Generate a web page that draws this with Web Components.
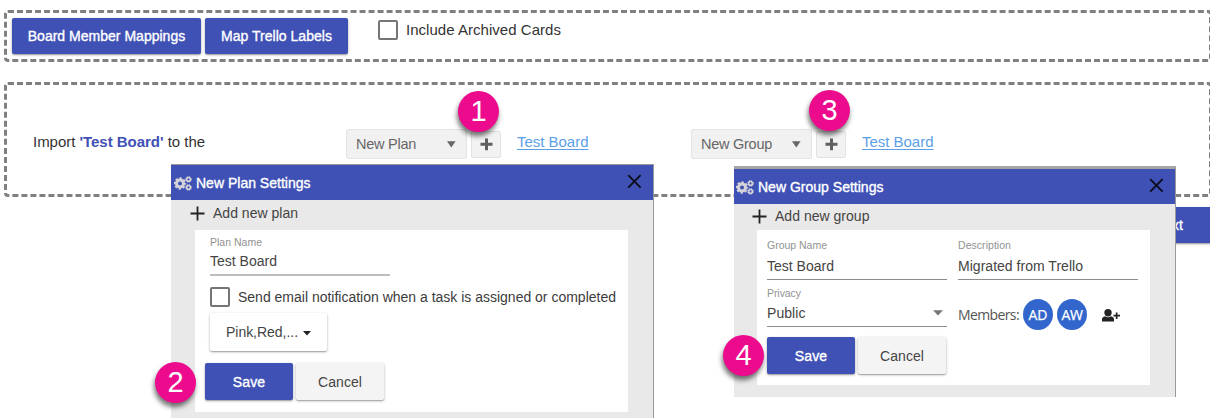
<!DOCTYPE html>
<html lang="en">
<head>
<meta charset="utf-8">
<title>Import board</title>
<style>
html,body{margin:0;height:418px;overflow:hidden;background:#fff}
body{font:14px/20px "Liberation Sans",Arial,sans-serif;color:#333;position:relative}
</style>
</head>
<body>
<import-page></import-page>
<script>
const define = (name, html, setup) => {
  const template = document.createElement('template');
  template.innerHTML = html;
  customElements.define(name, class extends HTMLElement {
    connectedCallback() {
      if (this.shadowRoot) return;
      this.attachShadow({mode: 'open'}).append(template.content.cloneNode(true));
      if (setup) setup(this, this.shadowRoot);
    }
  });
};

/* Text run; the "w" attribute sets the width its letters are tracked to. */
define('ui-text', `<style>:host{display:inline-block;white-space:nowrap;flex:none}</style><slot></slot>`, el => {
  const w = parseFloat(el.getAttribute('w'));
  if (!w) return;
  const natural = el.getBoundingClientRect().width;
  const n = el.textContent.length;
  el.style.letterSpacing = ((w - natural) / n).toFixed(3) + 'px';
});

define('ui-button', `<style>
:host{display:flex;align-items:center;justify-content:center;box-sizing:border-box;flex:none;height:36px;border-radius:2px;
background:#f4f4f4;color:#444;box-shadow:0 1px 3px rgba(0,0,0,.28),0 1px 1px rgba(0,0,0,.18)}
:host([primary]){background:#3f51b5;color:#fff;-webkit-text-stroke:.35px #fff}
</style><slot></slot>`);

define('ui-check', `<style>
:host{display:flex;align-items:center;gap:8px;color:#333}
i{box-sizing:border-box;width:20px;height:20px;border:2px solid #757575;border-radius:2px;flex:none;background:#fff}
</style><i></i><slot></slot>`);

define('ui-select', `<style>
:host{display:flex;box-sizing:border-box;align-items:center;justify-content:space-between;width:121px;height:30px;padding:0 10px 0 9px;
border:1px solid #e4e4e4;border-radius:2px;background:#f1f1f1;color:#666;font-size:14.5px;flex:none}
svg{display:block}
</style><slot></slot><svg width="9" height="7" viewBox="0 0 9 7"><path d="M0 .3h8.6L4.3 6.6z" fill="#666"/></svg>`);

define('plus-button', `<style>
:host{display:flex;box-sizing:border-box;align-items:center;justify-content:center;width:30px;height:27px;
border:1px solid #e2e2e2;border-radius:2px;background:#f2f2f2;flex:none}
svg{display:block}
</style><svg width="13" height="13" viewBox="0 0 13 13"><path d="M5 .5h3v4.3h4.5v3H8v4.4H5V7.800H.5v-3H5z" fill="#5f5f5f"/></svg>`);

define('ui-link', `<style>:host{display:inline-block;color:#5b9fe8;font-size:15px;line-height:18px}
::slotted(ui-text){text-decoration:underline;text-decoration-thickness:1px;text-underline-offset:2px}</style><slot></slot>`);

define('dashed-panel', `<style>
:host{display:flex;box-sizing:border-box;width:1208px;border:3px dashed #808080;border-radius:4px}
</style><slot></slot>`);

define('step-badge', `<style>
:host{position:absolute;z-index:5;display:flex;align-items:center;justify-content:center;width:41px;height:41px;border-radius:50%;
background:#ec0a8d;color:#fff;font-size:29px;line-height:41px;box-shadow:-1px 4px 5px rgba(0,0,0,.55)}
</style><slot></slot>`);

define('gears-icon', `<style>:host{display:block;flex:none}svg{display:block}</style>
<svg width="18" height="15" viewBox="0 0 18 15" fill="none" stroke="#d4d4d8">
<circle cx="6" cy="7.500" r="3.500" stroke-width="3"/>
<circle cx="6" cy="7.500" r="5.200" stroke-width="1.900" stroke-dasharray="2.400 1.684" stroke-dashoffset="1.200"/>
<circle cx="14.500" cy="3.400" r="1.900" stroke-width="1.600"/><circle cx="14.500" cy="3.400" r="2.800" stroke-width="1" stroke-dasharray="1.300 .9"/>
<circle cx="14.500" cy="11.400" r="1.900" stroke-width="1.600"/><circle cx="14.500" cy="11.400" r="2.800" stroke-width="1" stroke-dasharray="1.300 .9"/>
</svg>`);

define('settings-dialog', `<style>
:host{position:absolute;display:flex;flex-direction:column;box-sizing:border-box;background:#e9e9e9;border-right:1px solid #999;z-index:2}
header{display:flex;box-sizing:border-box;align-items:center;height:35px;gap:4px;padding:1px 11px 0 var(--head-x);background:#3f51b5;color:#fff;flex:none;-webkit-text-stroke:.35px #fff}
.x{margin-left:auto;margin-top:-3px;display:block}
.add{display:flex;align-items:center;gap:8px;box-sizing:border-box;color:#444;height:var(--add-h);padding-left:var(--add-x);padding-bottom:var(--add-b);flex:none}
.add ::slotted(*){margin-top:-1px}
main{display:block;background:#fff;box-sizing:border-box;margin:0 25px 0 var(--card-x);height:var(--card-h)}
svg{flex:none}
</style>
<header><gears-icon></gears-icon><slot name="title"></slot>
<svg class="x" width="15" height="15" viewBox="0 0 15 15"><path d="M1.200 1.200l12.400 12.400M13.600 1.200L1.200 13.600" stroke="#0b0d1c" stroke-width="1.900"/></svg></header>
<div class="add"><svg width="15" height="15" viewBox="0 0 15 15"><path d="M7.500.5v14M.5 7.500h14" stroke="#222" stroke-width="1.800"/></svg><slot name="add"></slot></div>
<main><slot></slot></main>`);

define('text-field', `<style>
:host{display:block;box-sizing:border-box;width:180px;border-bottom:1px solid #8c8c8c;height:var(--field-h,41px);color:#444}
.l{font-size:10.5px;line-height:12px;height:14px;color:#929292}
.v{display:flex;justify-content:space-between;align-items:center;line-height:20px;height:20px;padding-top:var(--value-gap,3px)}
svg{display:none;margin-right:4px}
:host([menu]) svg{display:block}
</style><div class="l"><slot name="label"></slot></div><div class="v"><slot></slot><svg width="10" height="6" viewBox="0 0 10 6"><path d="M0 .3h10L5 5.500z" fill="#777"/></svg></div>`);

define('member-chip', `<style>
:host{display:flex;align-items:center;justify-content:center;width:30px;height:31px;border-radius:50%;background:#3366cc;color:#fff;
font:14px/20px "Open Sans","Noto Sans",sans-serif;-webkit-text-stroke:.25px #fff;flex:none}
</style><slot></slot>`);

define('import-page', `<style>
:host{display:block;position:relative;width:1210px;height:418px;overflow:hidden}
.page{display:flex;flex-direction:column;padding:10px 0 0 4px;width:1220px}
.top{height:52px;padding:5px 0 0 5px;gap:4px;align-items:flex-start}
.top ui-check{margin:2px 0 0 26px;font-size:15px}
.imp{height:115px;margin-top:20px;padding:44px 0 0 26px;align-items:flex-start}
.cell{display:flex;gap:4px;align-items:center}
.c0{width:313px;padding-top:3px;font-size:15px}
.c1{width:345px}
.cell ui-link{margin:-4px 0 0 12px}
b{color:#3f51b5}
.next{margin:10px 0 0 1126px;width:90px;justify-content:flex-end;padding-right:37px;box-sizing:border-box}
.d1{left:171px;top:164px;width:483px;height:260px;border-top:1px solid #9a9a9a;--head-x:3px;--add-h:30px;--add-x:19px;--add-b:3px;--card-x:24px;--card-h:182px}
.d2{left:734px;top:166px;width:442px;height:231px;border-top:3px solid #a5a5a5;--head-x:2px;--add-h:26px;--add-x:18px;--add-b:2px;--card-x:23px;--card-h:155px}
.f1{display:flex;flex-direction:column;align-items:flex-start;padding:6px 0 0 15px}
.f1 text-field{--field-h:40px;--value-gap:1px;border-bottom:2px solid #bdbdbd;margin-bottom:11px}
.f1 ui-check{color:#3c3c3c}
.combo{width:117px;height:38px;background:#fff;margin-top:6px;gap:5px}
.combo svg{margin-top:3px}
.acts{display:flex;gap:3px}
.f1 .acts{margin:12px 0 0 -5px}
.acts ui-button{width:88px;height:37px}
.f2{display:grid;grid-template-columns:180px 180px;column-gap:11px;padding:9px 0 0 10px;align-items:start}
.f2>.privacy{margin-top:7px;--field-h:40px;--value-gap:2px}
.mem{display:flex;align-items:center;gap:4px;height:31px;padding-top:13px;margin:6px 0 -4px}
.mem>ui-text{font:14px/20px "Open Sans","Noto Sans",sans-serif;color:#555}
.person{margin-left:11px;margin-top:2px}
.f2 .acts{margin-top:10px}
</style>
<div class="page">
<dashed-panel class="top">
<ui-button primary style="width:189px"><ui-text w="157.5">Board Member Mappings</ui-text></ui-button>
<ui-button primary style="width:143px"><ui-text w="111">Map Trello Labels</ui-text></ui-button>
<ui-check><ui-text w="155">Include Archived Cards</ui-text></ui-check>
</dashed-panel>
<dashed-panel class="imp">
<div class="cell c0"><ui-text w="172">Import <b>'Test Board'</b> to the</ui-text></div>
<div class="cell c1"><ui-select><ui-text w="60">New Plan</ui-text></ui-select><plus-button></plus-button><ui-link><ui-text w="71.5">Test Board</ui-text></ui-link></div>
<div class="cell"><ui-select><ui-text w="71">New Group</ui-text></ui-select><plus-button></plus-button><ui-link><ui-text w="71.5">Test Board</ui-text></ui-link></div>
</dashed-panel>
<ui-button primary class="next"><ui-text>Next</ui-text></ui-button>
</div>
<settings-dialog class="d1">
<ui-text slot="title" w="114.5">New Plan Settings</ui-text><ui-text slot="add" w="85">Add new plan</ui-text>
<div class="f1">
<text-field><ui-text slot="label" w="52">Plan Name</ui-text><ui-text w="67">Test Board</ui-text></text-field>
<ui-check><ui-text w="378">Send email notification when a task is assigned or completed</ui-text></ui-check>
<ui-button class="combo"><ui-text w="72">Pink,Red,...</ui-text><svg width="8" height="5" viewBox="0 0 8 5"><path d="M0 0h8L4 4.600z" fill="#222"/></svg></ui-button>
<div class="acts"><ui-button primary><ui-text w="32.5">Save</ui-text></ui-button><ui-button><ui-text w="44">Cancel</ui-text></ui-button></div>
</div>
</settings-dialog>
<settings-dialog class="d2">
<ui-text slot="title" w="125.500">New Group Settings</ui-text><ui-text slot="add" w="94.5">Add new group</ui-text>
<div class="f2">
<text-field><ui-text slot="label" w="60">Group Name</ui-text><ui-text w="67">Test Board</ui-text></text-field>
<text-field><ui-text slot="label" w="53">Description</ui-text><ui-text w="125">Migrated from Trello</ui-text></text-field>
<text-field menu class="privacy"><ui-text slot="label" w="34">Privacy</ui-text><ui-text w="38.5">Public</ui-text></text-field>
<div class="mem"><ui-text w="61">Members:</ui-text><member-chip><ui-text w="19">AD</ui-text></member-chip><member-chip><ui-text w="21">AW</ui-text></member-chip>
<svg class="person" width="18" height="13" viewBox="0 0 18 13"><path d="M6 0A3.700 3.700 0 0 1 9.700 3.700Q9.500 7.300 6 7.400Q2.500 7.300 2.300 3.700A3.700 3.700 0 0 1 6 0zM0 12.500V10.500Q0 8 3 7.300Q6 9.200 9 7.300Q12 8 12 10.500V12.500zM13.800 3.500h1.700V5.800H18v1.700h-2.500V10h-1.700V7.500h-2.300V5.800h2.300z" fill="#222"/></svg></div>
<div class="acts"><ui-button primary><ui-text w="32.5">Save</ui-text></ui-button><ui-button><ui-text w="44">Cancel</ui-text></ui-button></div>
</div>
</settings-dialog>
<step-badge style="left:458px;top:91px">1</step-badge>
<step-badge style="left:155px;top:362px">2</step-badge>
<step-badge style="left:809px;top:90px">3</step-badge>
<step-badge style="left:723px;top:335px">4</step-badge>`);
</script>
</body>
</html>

════════════════

Check each line in the listing above for the string "page", then report how many lines contain it, with no other text.

5